It’s becoming increasingly probable that we are reaching, or have reached a capitulation bottom for this stage for the markets. Either that, or it really is the end of the world. In which case…
Today I’d like to cover a few of the indicators that suggest a capitulation bottom is nearing, if not already here. I’ll be short and sweet in commentary. The charts say it all.
VIX is nearing capitulation highs—very close to my “green buy signal”. Also, as Larry MacDonald of the Bear Traps Report (www.thebeartrapsreport.com)
notes: “The VIX index (fear index) is well into backwardation (front month more expensive than the outer months). Meaning, investors are paying up for front month protection as they get more and more nervous. To us, this is ultimate measure of fear because it represents how much investors are willing to pay for front month short term protection on the market. In other words, the richness of the 2 month vs the 8 month is at extreme levels. Historically, when it reached these levels it has occurred at the same time with near term market bottoms in equities.”

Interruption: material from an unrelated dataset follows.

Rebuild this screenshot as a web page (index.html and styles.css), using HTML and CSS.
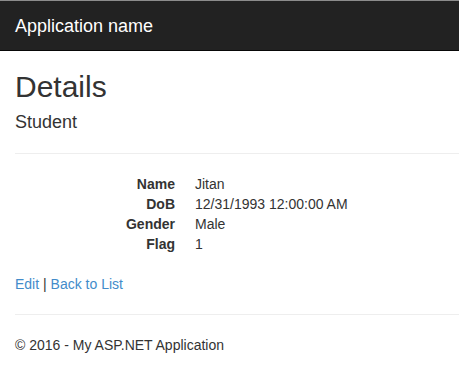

Disproportionate put (defensive) buying vs. call (optimistic) buying. In fact, put/call is at an EXTREME level–showing massive capitulation. Levels not seen for 20 years+.
Smart/Dumb money ratio
Smart Money, aka: Institutions, sophisticated investors, insiders and commercial hedgers are moving into “extremely optimistic” territory. They’re 71% optimistic–that’s high.
Meanwhile Dumb Money aka: mutual fund buyers, small speculators, odd lot traders are selling. They’re becoming extremely pessimistic. Only 17% of the dummies like the markets. That’s low.
History has shown us that sophisticated pension managers and commercial hedgers are prone to buying and selling at the right time, while mutual fund investors and small traders are prone to buying and selling at the wrong time. Its best to see them thinking in opposing fashion. This is one of those times. The smarties like this market. The dummies are running for the exit. Very bullish. Chart courtesy www.sentimentrader.com.
Short termed momentum is looking for a bounce
I’ve said what needs to be said on the chart below – the only point not mentioned on the chart is the less-clean look of RSI at this time. I prefer a clean, sharp drop & rise. Summer support is being tested.
In a nutshell
Look for a rally soon! Near termed target for the S&P 500 will be 1990 +/-. From there, it’s either time to sell, or take your chances and see if that neckline will break to the upside. I am inclined to do both. That is, sell some positions near 1990, and watch the positions I hold for danger signals. Last week’s blogs explained my intermediate view on the markets beyond a short termed bounce. You know where I stand.